Escutei um companheiro, David Minoves, dizer assim (e nunca mais esqueci): a Catalunha é uma nação milenária reivindicando o direito de ser um Estado próprio, soberano e livre. O Brasil é o exato contrário: um Estado – constituído forçosamente pelos colonizadores – em busca do seu próprio projeto de nação. Paraula é um livro escrito e até mesmo assim intitulado, em catalão, como uma clara opção de respeito e admiração por um idioma que foi perseguido e ameaçado. A maioria dos catalães quer exercer a liberdade de não se sentirem mais impedidos de ser quem eles querem (queremos!) ser. Para mim é só uma questão de tempo. Provocas um sentimento mais forte quando negas a sua própria existência. Com esse meu livro, faço uma clara aposta: que as pessoas transitem pelas proximidades que existem entre os três idiomas, português, castelhano e catalão. Dei muita aula de português pra catalão e tento provar, com este livro, que as coincidências entre esses idiomas são sempre surpreendentes. Mas eu não acredito em coincidências. As coisas acontecem porque elas têm que acontecer. Poucas pessoas no mundo pararam pra analisar a importância dos catalães no processo de colonização e descolonização do Brasil.

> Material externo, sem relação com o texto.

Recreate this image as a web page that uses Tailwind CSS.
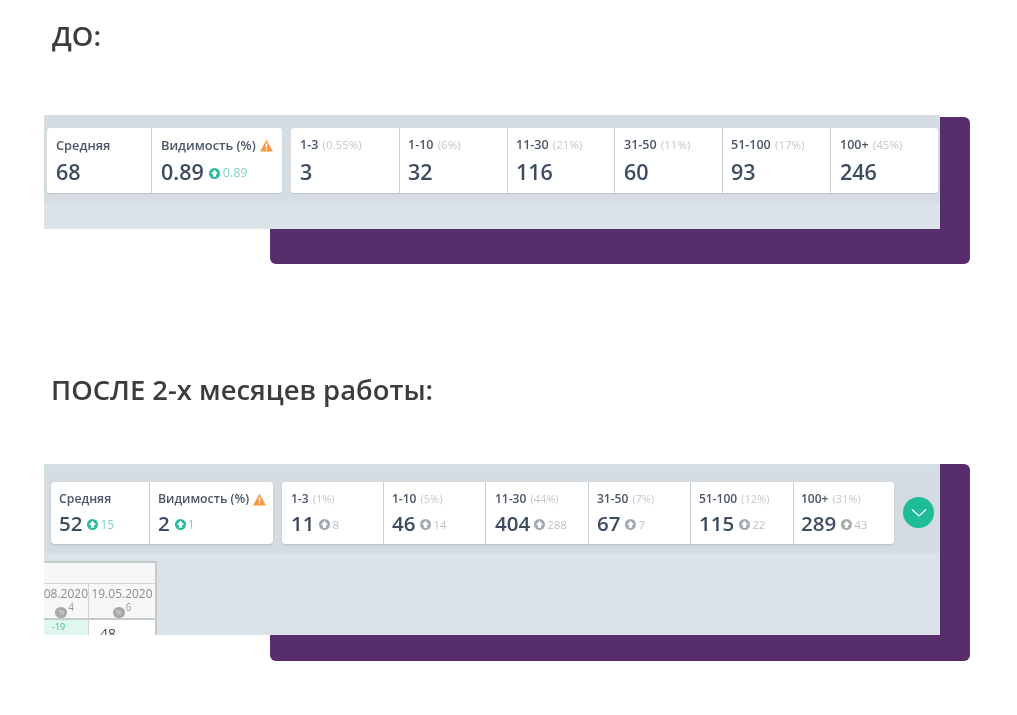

PC – E no Brasil, em sua opinião, como anda atualmente a literatura?

FC – A arte e a cultura salvarão o Brasil desse novo fascismo institucionalizado. A literatura nos fará livres. Os fascistas, se pudessem, queimariam livros. Não é preciso ser muito inteligente para saber que quanto mais incultos, mais fácil de sermos manipulados.

PC – Algum novo escritor brasileiro chama sua atenção? Por quê? 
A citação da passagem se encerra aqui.